You just sit there, squinting your eyes, making faces at the text, wondering…Pulitzer? Are you kidding me?

 

Of Mice and Men – John Steinbeck

Told almost entirely in dialogue-driven vernacular, it is a haunting depiction of the labouring class of Salinas Valley (California). Through the story of two friends who travel to another town to find petty work, Steinbeck has so imperceptibly painted a grim picture of their travails, hardships and dreams. They are hardworking but wasteful but have aspirations for their future. When one of them, due to his mental weakness, does something terrible at the new workplace, their plans to save up and have a patch of land of their own fall into jeopardy.

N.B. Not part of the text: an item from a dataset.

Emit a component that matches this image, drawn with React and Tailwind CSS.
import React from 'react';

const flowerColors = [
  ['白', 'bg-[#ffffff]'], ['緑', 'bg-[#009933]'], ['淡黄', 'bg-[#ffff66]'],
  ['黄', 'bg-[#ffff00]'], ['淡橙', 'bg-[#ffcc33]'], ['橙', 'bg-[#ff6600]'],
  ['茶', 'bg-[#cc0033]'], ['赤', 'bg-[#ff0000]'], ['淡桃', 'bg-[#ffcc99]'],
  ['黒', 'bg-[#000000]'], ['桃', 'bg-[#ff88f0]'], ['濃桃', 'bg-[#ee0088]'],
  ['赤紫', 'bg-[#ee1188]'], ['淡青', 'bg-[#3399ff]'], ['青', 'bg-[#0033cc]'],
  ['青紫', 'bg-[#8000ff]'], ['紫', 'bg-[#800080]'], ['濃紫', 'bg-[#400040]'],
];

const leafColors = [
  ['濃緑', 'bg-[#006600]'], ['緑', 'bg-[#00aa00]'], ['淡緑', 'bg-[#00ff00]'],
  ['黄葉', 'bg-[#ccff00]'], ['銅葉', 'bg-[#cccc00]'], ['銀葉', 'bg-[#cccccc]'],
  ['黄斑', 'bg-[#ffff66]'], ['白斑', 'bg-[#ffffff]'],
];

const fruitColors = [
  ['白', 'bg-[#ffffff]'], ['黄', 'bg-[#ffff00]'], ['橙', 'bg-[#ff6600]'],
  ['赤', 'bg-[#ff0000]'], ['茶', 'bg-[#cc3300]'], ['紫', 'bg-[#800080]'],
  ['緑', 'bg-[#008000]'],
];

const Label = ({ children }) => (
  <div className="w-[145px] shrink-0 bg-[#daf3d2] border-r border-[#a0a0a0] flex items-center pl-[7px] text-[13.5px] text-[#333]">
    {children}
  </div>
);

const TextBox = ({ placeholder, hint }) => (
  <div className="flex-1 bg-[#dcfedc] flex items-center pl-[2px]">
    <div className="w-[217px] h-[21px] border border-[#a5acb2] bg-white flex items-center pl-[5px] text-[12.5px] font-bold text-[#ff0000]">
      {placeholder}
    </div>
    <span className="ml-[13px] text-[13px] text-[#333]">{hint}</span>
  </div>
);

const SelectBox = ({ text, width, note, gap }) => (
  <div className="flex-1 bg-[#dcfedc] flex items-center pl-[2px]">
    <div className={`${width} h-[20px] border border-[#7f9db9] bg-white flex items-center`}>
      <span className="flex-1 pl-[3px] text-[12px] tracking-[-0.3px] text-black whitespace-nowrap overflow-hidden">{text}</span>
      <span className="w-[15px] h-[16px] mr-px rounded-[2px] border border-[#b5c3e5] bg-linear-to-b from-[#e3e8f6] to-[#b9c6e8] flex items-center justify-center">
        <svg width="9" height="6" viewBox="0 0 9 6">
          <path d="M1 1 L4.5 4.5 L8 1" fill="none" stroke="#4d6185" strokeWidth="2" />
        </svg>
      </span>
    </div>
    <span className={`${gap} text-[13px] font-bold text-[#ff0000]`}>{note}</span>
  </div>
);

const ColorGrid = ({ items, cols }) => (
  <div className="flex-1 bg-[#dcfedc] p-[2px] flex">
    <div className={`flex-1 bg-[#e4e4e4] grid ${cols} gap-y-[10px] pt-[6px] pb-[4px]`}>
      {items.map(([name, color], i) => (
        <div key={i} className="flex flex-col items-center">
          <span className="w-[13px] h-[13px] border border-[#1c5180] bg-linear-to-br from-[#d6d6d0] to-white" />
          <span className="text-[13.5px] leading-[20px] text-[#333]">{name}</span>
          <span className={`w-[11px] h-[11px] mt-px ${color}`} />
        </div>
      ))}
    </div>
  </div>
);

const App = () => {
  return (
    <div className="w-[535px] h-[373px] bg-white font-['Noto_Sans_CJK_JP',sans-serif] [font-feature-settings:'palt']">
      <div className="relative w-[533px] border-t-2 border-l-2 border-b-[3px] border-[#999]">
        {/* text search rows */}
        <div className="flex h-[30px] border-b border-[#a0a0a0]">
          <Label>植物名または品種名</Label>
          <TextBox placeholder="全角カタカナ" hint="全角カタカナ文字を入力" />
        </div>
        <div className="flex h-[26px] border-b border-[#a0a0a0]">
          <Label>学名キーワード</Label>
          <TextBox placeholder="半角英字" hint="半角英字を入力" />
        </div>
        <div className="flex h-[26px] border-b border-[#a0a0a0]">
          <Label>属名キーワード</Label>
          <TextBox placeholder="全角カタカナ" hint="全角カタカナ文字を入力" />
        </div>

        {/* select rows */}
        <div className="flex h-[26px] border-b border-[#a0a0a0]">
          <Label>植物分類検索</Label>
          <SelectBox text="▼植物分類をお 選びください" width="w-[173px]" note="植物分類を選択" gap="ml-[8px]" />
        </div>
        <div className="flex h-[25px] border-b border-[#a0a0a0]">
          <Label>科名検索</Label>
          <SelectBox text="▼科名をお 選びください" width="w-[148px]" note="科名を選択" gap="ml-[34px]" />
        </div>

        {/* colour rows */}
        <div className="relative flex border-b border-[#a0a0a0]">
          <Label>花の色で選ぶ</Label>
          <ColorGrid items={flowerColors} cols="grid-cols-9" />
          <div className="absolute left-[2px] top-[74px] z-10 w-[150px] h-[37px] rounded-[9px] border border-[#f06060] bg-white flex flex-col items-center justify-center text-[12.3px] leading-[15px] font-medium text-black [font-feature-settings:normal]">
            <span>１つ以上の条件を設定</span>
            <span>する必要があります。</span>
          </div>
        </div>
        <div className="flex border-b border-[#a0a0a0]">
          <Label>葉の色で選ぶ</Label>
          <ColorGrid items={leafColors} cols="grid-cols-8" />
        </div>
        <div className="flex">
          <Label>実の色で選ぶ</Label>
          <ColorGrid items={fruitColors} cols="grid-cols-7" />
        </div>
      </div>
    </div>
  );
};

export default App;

The novella could really have been a novel. I’d have liked it to explore the previous lives of the lead characters a tad more to put their current lives in perspective. I was apprehensive, in the beginning, for the good deal of dialogue written in slang or vernacular. But it turned out really well. Come to think of it, it is the dialogue in real life tilt which brings out in full force the essence of the labour class characters. All in all a good, enjoyable read, if not for its literary writing than for its simulated slang.